When the Arab Spring broke out in Tunisia, Libya, and Egypt, Bashar al-Assad believed Syria to be immune to such revolts. Media mouthpieces for the regime actually supported the protestors. “I can guarantee you that Bashar was absolutely shocked when the uprisings seeped into Syria in March of 2011,” said Mr. Lesch.
When Mr. Lesch saw Bashar al-Assad after the 2007 referendum–a 97 percent victory that was largely shaped and corrupted by Bashar al-Assad’s supporters–the Syrian leader had changed. “He had drunk the ‘Kool-Aid’ of power, and he was going to be president for life,” said Mr. Lesch.
Bashar al-Assad set out to change the system, but at the end, the system changed him, Mr. Lesch added.
Outside of Bashar al-Assad’s bubble, most Syrians see few alternatives and a bleak future, according to Mr. Lesch.
The conflicts in Syria are layered, he explained. There is a civil war, there are regional powers with diverging interests in Syria, and there are international influences and proxy wars, such as between Iran and Saudi Arabia.

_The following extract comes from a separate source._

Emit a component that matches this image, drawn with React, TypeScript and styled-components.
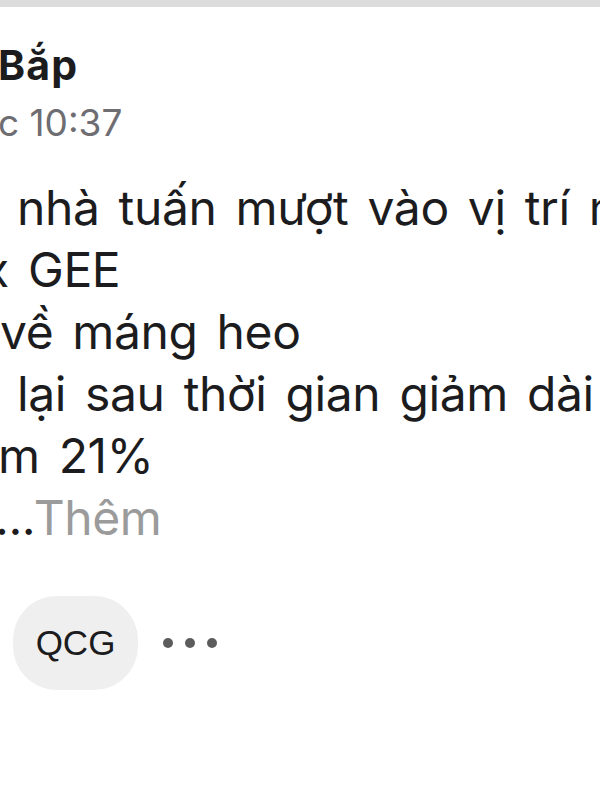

While many in the international community see Russia as the key to resolving the crisis, Mr. Lesch believed that Russia is powerless over Bashar al-Assad. Mr. Lesch argued that Iranians are the only ones that are capable of convincing Bashar al-Assad to step down, and Iran would only consider doing so if their own interests are secure in Syria after its fall.
Mr. Lesch predicted three possible scenarios: the “Lebanonization” of Syria, where Syria breaks apart into fiefdoms controlled by different factions of the opposition, much like Lebanon in the 1980s and early 1990s; heightened military support from the international community; or a “knockout punch” by the Syrian government against the opposition. Mr. Lesch saw the possibility for a negotiated settlement as highly unlikely.
In his mind’s eye, Bashar has not fallen at all. He is protecting the country, said Mr. Lesch.
“They still think they can win,” he warned.
The event was moderated by Warren Hoge, IPI Senior Adviser for External Relations.